Господи, Бобби. Господи… ты тоже умывался здесь? Та же комната. Та же раковина. Та же вода.
Падает на колени. Вокруг смерчем вихрятся исписанные листы, открытки. Отмечают её путь. Путь женщины, ослепшей от слёз.
Чёрт. Чёрт. Что-то же должно было остаться от тебя, Бобби? Ну хоть что-нибудь?
Найти волос. Длинный, вьющийся, светлый волос. Пожалуйста, хотя бы волос. Слезы стекают по рукам, скатываются на колени. Из носа течёт. Дышать нечем. Рвущиеся рыдания вместо воздуха.
Бобби… у тебя были такие прекрасные волосы… как я плакала, когда тебя первый раз подстригли… когда срезанные локоны мели по полу грязной щеткой.
— О боже, Бобби. О боже.
Только уплывая в благодатный сон, она понимает, что ковер, на котором она пыталась что-нибудь найти, новый. Абсолютно новый. И до неё на него никто не ступал.
Эти сволочи подумали обо всем, Бобби. Обо всем.
Она проваливается в сон. Письма — и сны её, и постель. Она спит, только три слова бодрствуют, отстукивая бесконечные минуты ночи в ее мозгу, повторяясь снова и снова…
Это я виновата? Это моя вина? Моя вина?..
Среди пятидесяти тысяч значений китайских иероглифов нет ни одного, означающего приватность. Оно им просто не нужно, так же, как не нужно слово «интимность». Его тоже нет в языке.
В Китайской народной республике обслуга отеля может войти в твой номер без стука. В Китайской народной республике доктор может осмотреть тебя и назвать диагноз в той же комнате, где сидят ещё шесть пациентов.
Народ этой страны может толкнуть тебя на улице и не извиниться. Ты тоже можешь толкаться и не извиняться, никто этого и не ждёт. А велорикша, сбив ребёнка, спокойно катит дальше.
Китайцы верят в «ренао» — слово, понятие, противоположное приватности и интимности. Такого слова нет ни в одном европейском языке. «С перчиком». Радость всегда быть в куче друзей и родни. Ренао. Постукивание палочек для еды. Перекрикивающие друг друга голоса. Полные тарелки, шлёпающиеся на стол. Щелчки фишек маджонга — взывающие к суровым, неизбежным аплодисментам. Ренао. Жизнь в толкотне и гомоне Китая, где приватность приходит к тебе трагедией, несчастным случаем.

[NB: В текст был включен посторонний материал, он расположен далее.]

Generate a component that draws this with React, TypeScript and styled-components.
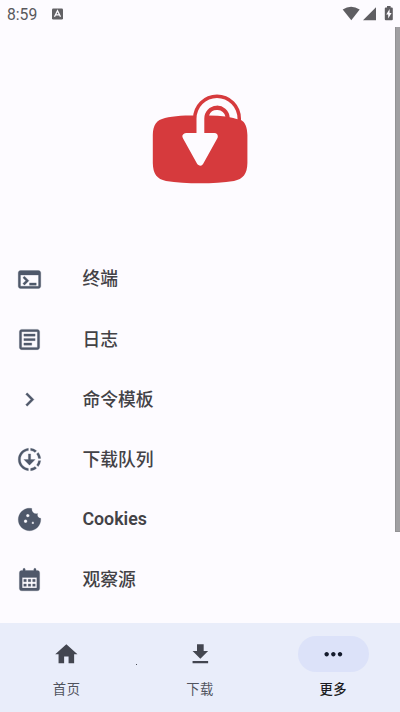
import React from "react";
import styled, { createGlobalStyle } from "styled-components";

const GlobalStyle = createGlobalStyle`
  * { box-sizing: border-box; }
  html, body { margin: 0; padding: 0; background: #fdfbff; }
  body { font-family: Roboto, "Noto Sans CJK SC", sans-serif; overflow: hidden; }
`;

const Screen = styled.div`
  width: 400px;
  height: 712px;
  display: flex;
  flex-direction: column;
  background: #fdfbff;
  overflow: hidden;
`;

const StatusBar = styled.header`
  height: 27px;
  flex: none;
  display: flex;
  align-items: center;
  padding: 0 6px 0 7px;
  color: #626165;
`;

const Clock = styled.span`
  font-size: 15.7px;
  line-height: 27px;
  width: 45px;
  padding-top: 1px;
  color: #59585c;
`;

const StatusIcons = styled.div`
  margin-left: auto;
  display: flex;
  align-items: center;
`;

const Content = styled.main`
  flex: 1;
  min-height: 0;
  display: flex;
`;

const Body = styled.div`
  flex: 1;
`;

const ScrollThumb = styled.div`
  width: 5px;
  height: 505px;
  background: #a09fa2;
  border-left: 1px solid #929194;
  border-bottom: 1px solid #929194;
`;

const LogoArea = styled.div`
  height: 222px;
  padding: 63px 0 0 150px;
`;

const Row = styled.div`
  height: 60.1px;
  display: flex;
  align-items: center;
  padding-left: 16.4px;
`;

const RowIcon = styled.svg`
  width: 27px;
  height: 27px;
  fill: #4f586a;
  stroke: #4f586a;
  stroke-width: 0.25;
  flex: none;
  display: block;
`;

const RowLabel = styled.span<{ $latin: boolean }>`
  margin-left: 39px;
  font-size: 17.8px;
  line-height: 26px;
  font-weight: ${(p) => (p.$latin ? 600 : 500)};
  color: #434246;
  padding-top: ${(p) => (p.$latin ? "0" : "0.8px")};
`;

const NavBar = styled.nav`
  height: 89px;
  flex: none;
  display: grid;
  grid-template-columns: repeat(3, 1fr);
  background: #e9edfa;
  position: relative;
`;

const NavItem = styled.div`
  display: flex;
  flex-direction: column;
  align-items: center;
  padding-top: 13px;
`;

const Pill = styled.div<{ $active?: boolean }>`
  width: 71px;
  height: 36px;
  border-radius: 18px;
  display: flex;
  align-items: center;
  justify-content: center;
  background: ${(p) => (p.$active ? "#dce2f9" : "transparent")};
  svg {
    width: 26.7px;
    height: 26.7px;
    fill: ${(p) => (p.$active ? "#141b2d" : "#434650")};
  }
`;

const NavLabel = styled.span<{ $active?: boolean }>`
  margin-top: 8px;
  font-size: 13.3px;
  line-height: 20px;
  letter-spacing: 0.5px;
  font-weight: ${(p) => (p.$active ? 500 : 400)};
  color: ${(p) => (p.$active ? "#1c1c22" : "#51545e")};
`;

const Speck = styled.i`
  position: absolute;
  left: 136px;
  top: 41px;
  width: 1px;
  height: 1px;
  background: #4a4c55;
`;

const Logo = () => (
  <svg width="100" height="96" viewBox="150 90 100 96">
    <path
      fill="#d63a3d"
      d="M200 115.300C187 115.300 173 116 165 118C156.500 120 153 125 152.800 135V163C153 174 157 179 166 181C176 182.700 188 183.300 200 183.300S224 182.700 234 181C243 179 247.200 174 247.400 163V135C247.200 127 245 122 241 120V118.500A24 24 0 0 0 193 118.500Z"
    />
    <path
      fill="#fdfbff"
      d="M196.500 134V118.500A20.500 20.500 0 0 1 237.500 118.500V119.300Q233 117.600 229.650 117.200A12.700 12.700 0 0 0 204.300 118.500V134Z"
    />
    <path fill="#fdfbff" d="M209 115.400A8.600 8.600 0 0 1 225.400 116.600Q218 115.500 209 115.400Z" />
    <path
      fill="#fdfbff"
      stroke="#fdfbff"
      strokeWidth="7"
      strokeLinejoin="round"
      d="M186 136.600H214.300L200.150 162Z"
    />
  </svg>
);

const Terminal = () => (
  <path d="M20 4H4c-1.110 0-2 .9-2 2v12c0 1.100.89 2 2 2h16c1.100 0 2-.9 2-2V6c0-1.100-.89-2-2-2zm0 14H4V8h16v10zm-2-1h-6v-2h6v2zM7.500 17l-1.410-1.410L8.670 13l-2.590-2.590L7.500 9l4 4-4 4z" />
);
const Article = () => (
  <path d="M19 5v14H5V5h14m0-2H5c-1.100 0-2 .9-2 2v14c0 1.100.9 2 2 2h14c1.100 0 2-.9 2-2V5c0-1.100-.9-2-2-2zm-5 14H7v-2h7v2zm3-4H7v-2h10v2zm0-4H7V7h10v2z" />
);
const Chevron = () => <path d="M10 6 8.590 7.410 13.170 12l-4.580 4.590L10 18l6-6z" />;
const Downloading = () => (
  <path d="M18.320 4.260A9.949 9.949 0 0 0 13 2.050v2.020c1.460.18 2.790.76 3.900 1.620l1.420-1.430zM19.930 11h2.020c-.2-2.010-1-3.840-2.210-5.320L18.310 7.100a7.941 7.941 0 0 1 1.620 3.900zm-1.620 5.900 1.430 1.430A9.981 9.981 0 0 0 21.950 13h-2.020a7.941 7.941 0 0 1-1.620 3.900zM13 19.930v2.020c2.010-.2 3.840-1 5.320-2.210l-1.430-1.430c-1.100.86-2.430 1.440-3.890 1.620zM13 12V7h-2v5H7l5 5 5-5h-4zm-2 7.930v2.020c-5.050-.5-9-4.760-9-9.950s3.950-9.450 9-9.950v2.020C7.050 4.560 4 7.920 4 12s3.050 7.440 7 7.930z" />
);
const Cookie = () => (
  <path d="M21.950 10.990c-1.790-.03-3.700-1.950-2.680-4.220-2.980 1-5.770-1.590-5.190-4.560C6.950.71 2 6.580 2 12c0 5.520 4.480 10 10 10 5.890 0 10.540-5.080 9.950-11.010zM8.500 15c-.83 0-1.500-.67-1.500-1.500S7.670 12 8.500 12s1.500.67 1.500 1.500S9.330 15 8.500 15zm2-5C9.670 10 9 9.330 9 8.500S9.670 7 10.500 7s1.500.67 1.500 1.500-.67 1.500-1.500 1.500zm4.500 6c-.55 0-1-.45-1-1s.45-1 1-1 1 .45 1 1-.45 1-1 1z" />
);
const Calendar = () => (
  <path
    fillRule="evenodd"
    d="M6.200 4V3a1 1 0 0 1 2 0V4H15.800V3a1 1 0 0 1 2 0V4H19Q21 4 21 6V20Q21 22 19 22H5Q3 22 3 20V6Q3 4 5 4ZM5.500 10.200V19.600H18.500V10.200ZM6.900 11.800h2.300v2.200H6.900ZM10.850 11.800h2.300v2.200h-2.300ZM14.800 11.800h2.300v2.200h-2.300ZM6.900 15.900h2.300v2.200H6.900ZM10.850 15.900h2.300v2.200h-2.300ZM14.800 15.900h2.300v2.200h-2.300Z"
  />
);

const rows = [
  { label: "终端", Icon: Terminal },
  { label: "日志", Icon: Article },
  { label: "命令模板", Icon: Chevron },
  { label: "下载队列", Icon: Downloading },
  { label: "Cookies", Icon: Cookie, latin: true },
  { label: "观察源", Icon: Calendar },
];

const tabs = [
  { label: "首页", path: "M10 20v-6h4v6h5v-8h3L12 3 2 12h3v8z" },
  { label: "下载", path: "M5 20h14v-2H5v2zM19 9h-4V3H9v6H5l7 7 7-7z" },
  {
    label: "更多",
    active: true,
    path: "M6 10c-1.100 0-2 .9-2 2s.9 2 2 2 2-.9 2-2-.9-2-2-2zm12 0c-1.100 0-2 .9-2 2s.9 2 2 2 2-.9 2-2-.9-2-2-2zm-6 0c-1.100 0-2 .9-2 2s.9 2 2 2 2-.9 2-2-.9-2-2-2z",
  },
];

export default function App() {
  return (
    <Screen>
      <GlobalStyle />
      <StatusBar>
        <Clock>8:59</Clock>
        <svg width="11" height="12" viewBox="0 0 11 12">
          <rect x="0" y="0.500" width="11" height="11" rx="1.200" fill="#626165" />
          <path d="M2.500 8.700 5.500 2.700 8.500 8.700M3.900 6.900H7.100" fill="none" stroke="#fdfbff" strokeWidth="1.300" />
        </svg>
        <StatusIcons>
          <svg width="52" height="16" viewBox="342 5 52 16" fill="#5f5e62">
            <path d="M342.700 8.600Q351 2.800 359.700 8.600L351.300 19.200Z" />
            <path d="M376 6.300V19.200H363Z" />
            <path d="M387 5h3.600v1.600h1.200q1 0 1 1v10.600q0 1-1 1h-6q-1 0-1-1V7.600q0-1 1-1H387Z" />
            <path fill="#fdfbff" d="M389.600 8 386.200 13.500H388.200V17.500L391.600 12.100H389.600Z" />
          </svg>
        </StatusIcons>
      </StatusBar>
      <Content>
        <Body>
          <LogoArea>
            <Logo />
          </LogoArea>
          {rows.map(({ label, Icon, latin }) => (
            <Row key={label}>
              <RowIcon viewBox="0 0 24 24">
                <Icon />
              </RowIcon>
              <RowLabel $latin={!!latin}>{label}</RowLabel>
            </Row>
          ))}
        </Body>
        <ScrollThumb />
      </Content>
      <NavBar>
        {tabs.map((t) => (
          <NavItem key={t.label}>
            <Pill $active={t.active}>
              <svg viewBox="0 0 24 24">
                <path d={t.path} />
              </svg>
            </Pill>
            <NavLabel $active={t.active}>{t.label}</NavLabel>
          </NavItem>
        ))}
        <Speck />
      </NavBar>
    </Screen>
  );
}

Ровно в семь утра Барбару будит уборщик в белой хрустящей униформе. Он ставит на прикроватный столик красный термос, полный горячего чая. Руками она вытирает с глаз остатки мучительных снов, во рту стоит привкус ранней побудки и самолётной еды. Натягивает простыню до подбородка. Он молчит, она молчит. Не говоря ни слова, он уходит. Назад, на подушки, в целительный сон… но снова шаги за дверью, и на этот раз ей приносят термос с холодной водой.

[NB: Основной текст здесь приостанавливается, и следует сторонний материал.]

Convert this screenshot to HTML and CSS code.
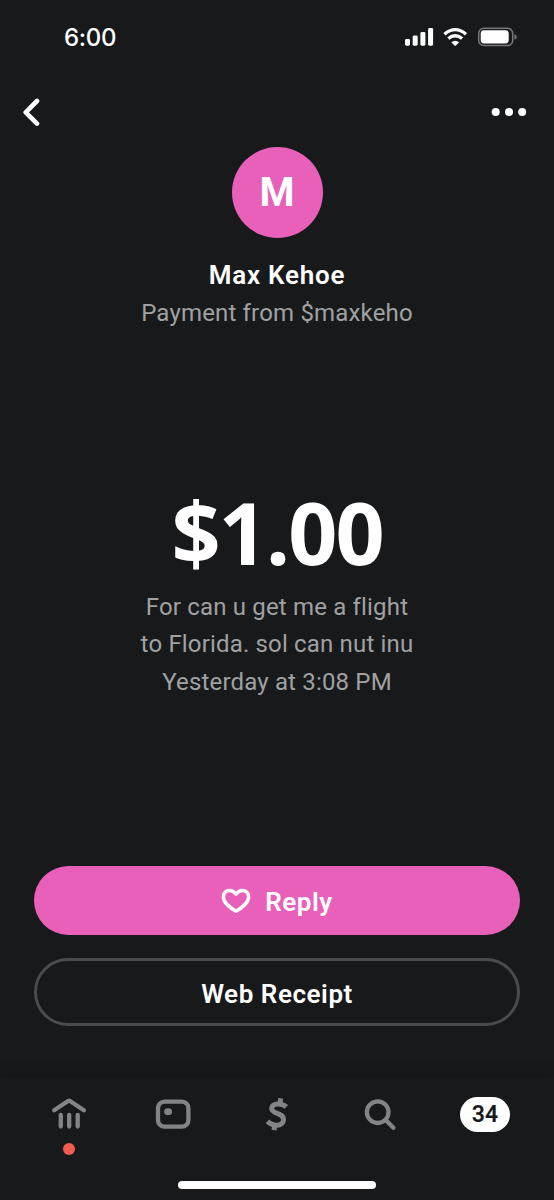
FILE: index.html
```html
<!DOCTYPE html>
<html lang="en">
<head>
<meta charset="utf-8">
<title>Payment</title>
<link rel="stylesheet" href="styles.css">
</head>
<body>
<div class="screen">
  <header class="status">
    <span class="time">6:00</span>
    <svg class="status-icons" width="114" height="22" viewBox="404 26 114 22" fill="#fff">
      <rect x="405" y="39" width="5" height="6.7" rx="1.4"/>
      <rect x="412.7" y="35.6" width="5" height="10.1" rx="1.4"/>
      <rect x="420.4" y="32" width="5" height="13.7" rx="1.4"/>
      <rect x="428.1" y="28" width="5" height="17.7" rx="1.4"/>
      <g fill="none" stroke="#fff" stroke-width="3.3">
        <path d="M444.4 34.2Q455.2 25 466 34.2"/>
        <path d="M448.3 38.6Q455.2 32.8 462.1 38.6"/>
      </g>
      <path d="M451.3 42.3Q455.2 39 459.1 42.3L455.9 45.4Q455.2 46 454.5 45.4Z"/>
      <rect x="478.7" y="28.2" width="34" height="17.4" rx="5.2" fill="none" stroke="#77787a" stroke-width="1.5"/>
      <rect x="480.7" y="30.2" width="28" height="13.3" rx="3.4"/>
      <path d="M514.5 34.2Q516.8 35 516.8 37T514.5 39.8Z" fill="#77787a"/>
    </svg>
  </header>
  <nav class="topbar">
    <svg width="18" height="30" viewBox="22 97 18 30" fill="none" stroke="#fff" stroke-width="4.6" stroke-linecap="round" stroke-linejoin="round"><path d="M37 101 25.7 112.3 37 123.6"/></svg>
    <svg width="36" height="10" viewBox="490.500 107.300 36 10" fill="#fff"><circle cx="495.200" cy="112.300" r="4"/><circle cx="508.500" cy="112.300" r="4"/><circle cx="521.700" cy="112.300" r="4"/></svg>
  </nav>
  <section class="person">
    <div class="avatar"><span>M</span></div>
    <h1 class="name"><span>Max Kehoe</span></h1>
    <p class="muted source"><span>Payment from $maxkeho</span></p>
  </section>
  <section class="payment">
    <p class="amount"><span>$1.00</span></p>
    <p class="muted"><span>For can u get me a flight</span></p>
    <p class="muted"><span>to Florida. sol can nut inu</span></p>
    <p class="muted"><span>Yesterday at 3:08 PM</span></p>
  </section>
  <section class="actions">
    <button class="button reply">
      <svg width="30" height="26" viewBox="0 0 30 26" fill="none" stroke="#fff" stroke-width="3.5" stroke-linejoin="round"><path d="M15 6.200C12.500 3 10.800 2.500 8.500 2.500C5 2.500 2.400 5.200 2.400 9C2.400 15.300 9.500 19.700 15 23.300C20.500 19.700 27.600 15.300 27.600 9C27.600 5.200 25 2.500 21.500 2.500C19.200 2.500 17.500 3 15 6.200Z"/></svg>
      <span>Reply</span>
    </button>
    <button class="button receipt"><span>Web Receipt</span></button>
  </section>
  <footer class="tabs">
    <div class="tab home">
      <svg width="36" height="32" viewBox="51 1097.500 36 32" fill="none" stroke="#838486" stroke-width="4.3" stroke-linecap="round" stroke-linejoin="round"><path d="M54.200 1110.800 67.700 1101.700Q69 1100.900 70.300 1101.700L83.900 1110.800M60.800 1115.400V1127M69.200 1115.400V1127M77.700 1115.400V1127"/></svg>
      <i class="dot"></i>
    </div>
    <div class="tab"><svg width="36" height="32" viewBox="155.200 1097.300 36 32"><rect x="158.200" y="1102" width="30.400" height="25" rx="6.500" fill="none" stroke="#838486" stroke-width="4.300"/><ellipse cx="168.300" cy="1112" rx="4" ry="3.400" fill="#838486"/></svg></div>
    <div class="tab"><svg width="36" height="34" viewBox="259 1097.500 36 34" fill="none" stroke="#838486"><path stroke-width="5" d="M286.300 1107.400C282.500 1103.800 272.300 1102.500 271.700 1108.700C271.200 1115.200 283.800 1112.500 283.500 1120.300C283.200 1127.600 272.300 1127 267.500 1121.800"/><path stroke-width="5" d="M280.700 1098.900 279.900 1104M274.800 1125.500 274 1130.600"/></svg></div>
    <div class="tab"><svg width="36" height="34" viewBox="362.800 1097.300 36 34" fill="none" stroke="#838486" stroke-width="4.300" stroke-linecap="round"><circle cx="377.500" cy="1112.500" r="10.800"/><path d="M385.800 1120.500 393.200 1128"/></svg></div>
    <div class="tab"><span class="badge">34</span></div>
    <i class="home-indicator"></i>
  </footer>
</div>
</body>
</html>
```
FILE: styles.css
```css
* { box-sizing: border-box; }
body { margin: 0; background: #18191b; color: #fff; font-family: Roboto, sans-serif; }
h1, p { margin: 0; }
.screen { width: 554px; height: 1200px; display: flex; flex-direction: column; overflow: hidden; }
.status { height: 74px; padding: 0 36px 0 64px; display: flex; align-items: center; justify-content: space-between; }
.time { padding-top: 2px; font: 500 24px/30px Inter, sans-serif; letter-spacing: -0.3px; }
.topbar { height: 73px; padding: 23px 27.500px 20px 22px; display: flex; justify-content: space-between; align-items: center; }
.person { height: 340px; display: flex; flex-direction: column; align-items: center; }
.avatar { width: 91px; height: 91px; border-radius: 50%; background: #e960ba; display: flex; align-items: center; justify-content: center; font-size: 40px; font-weight: 700; line-height: 48px; }
.name { margin-top: 19px; font-size: 26px; font-weight: 600; line-height: 36px; letter-spacing: 0.75px; white-space: nowrap; }
.muted { height: 37.300px; line-height: 37px; font-size: 24px; font-weight: 400; color: #a0a1a2; letter-spacing: 0.17px; white-space: nowrap; }
.source { margin-top: 2px; }
.payment { height: 379px; display: flex; flex-direction: column; align-items: center; }
.amount { height: 102px; font: 700 86px/90px "Open Sans", sans-serif; letter-spacing: -2px; }
.actions { height: 211px; padding: 0 34px; display: flex; flex-direction: column; gap: 23px; }
.button { width: 100%; height: 69px; flex: none; padding: 0; border: 0; border-radius: 35px; display: flex; align-items: center; justify-content: center; gap: 14px; background: transparent; color: #fff; font: 600 26px/36px Roboto, sans-serif; letter-spacing: 0.55px; }
.button span { padding-top: 3px; }
.reply { background: #e960ba; }
.receipt { height: 68px; border: 3px solid #4a4b4c; }
.tabs { position: relative; height: 123px; padding: 20px 17px 0; display: grid; grid-template-columns: repeat(5, 104px); align-items: start; background: #18191b; box-shadow: 0 -1px 10px #141517; }
.tab { display: flex; flex-direction: column; align-items: center; }
.dot { width: 12px; height: 12px; margin-top: 14px; border-radius: 50%; background: #f25b52; }
.badge { width: 50px; height: 35px; border-radius: 18px; background: #fff; color: #18191b; display: flex; align-items: center; justify-content: center; font-size: 23px; font-weight: 600; line-height: 30px; }
.home-indicator { position: absolute; left: 178px; bottom: 11px; width: 198px; height: 8px; border-radius: 4px; background: #fff; }
```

— Ради всего святого, только семь утра. И почему вы не стучите? Можете уйти так, чтобы не будить меня?
Он озадаченно улыбается:
— Я захожу. Я ухожу. Не обращайте внимания. А вы спите. Спите.
Он уходит, и она закрывает глаза. Через пять минут он приносит свежие полотенца. Подхватив простыню и качая головой, Барбара отправляется в ванную; мимо зеркала — но навстречу непрошеному отражению в стекле душевой кабины.
При звуке хлынувшей в душе воды слуга ухмыляется. Он в курсе, что горячей нет.
Молодой мужчина, светлые вьющиеся волосы. Глаза необычной, неподдавшейся возрасту синевы глядят с фотографии. Барбара не знает, ни когда была сделана фотография, ни кто её сделал. Чему улыбается мужчина, что означает выражение глаз. Но она знает, что в этих глазах сейчас…
Найди меня, я ведь твой сын. Забери меня домой.
Старики в парке смотрят на фотографию. Уверенно и с надеждой она ожидает кивка узнавания, ломаных английских слов. Китайцы так любят говорить по-английски…
Американец. Да, да. Его гуляло тут много раз. Очень много раз. Он уезжать. В большой отель, далеко отсюда. Та, другая часть города. Ищите там. Он там.
Как просто всё могло обернуться. Оп — и ответы. Но брови ползут вверх, взгляд уходит в сторону, а слова умирают, не родившись… Показ фотографии становится медленной пыткой, убивающей надежду. Молчание растирает в пыль ее уверенность. Она уходит из Фусин, все быстрей и быстрей, срывается на бег, вон из зелёной тюрьмы, прочь от мерзких лиц, гнилозубых ртов, вони чеснока и имбиря. Назад в отель.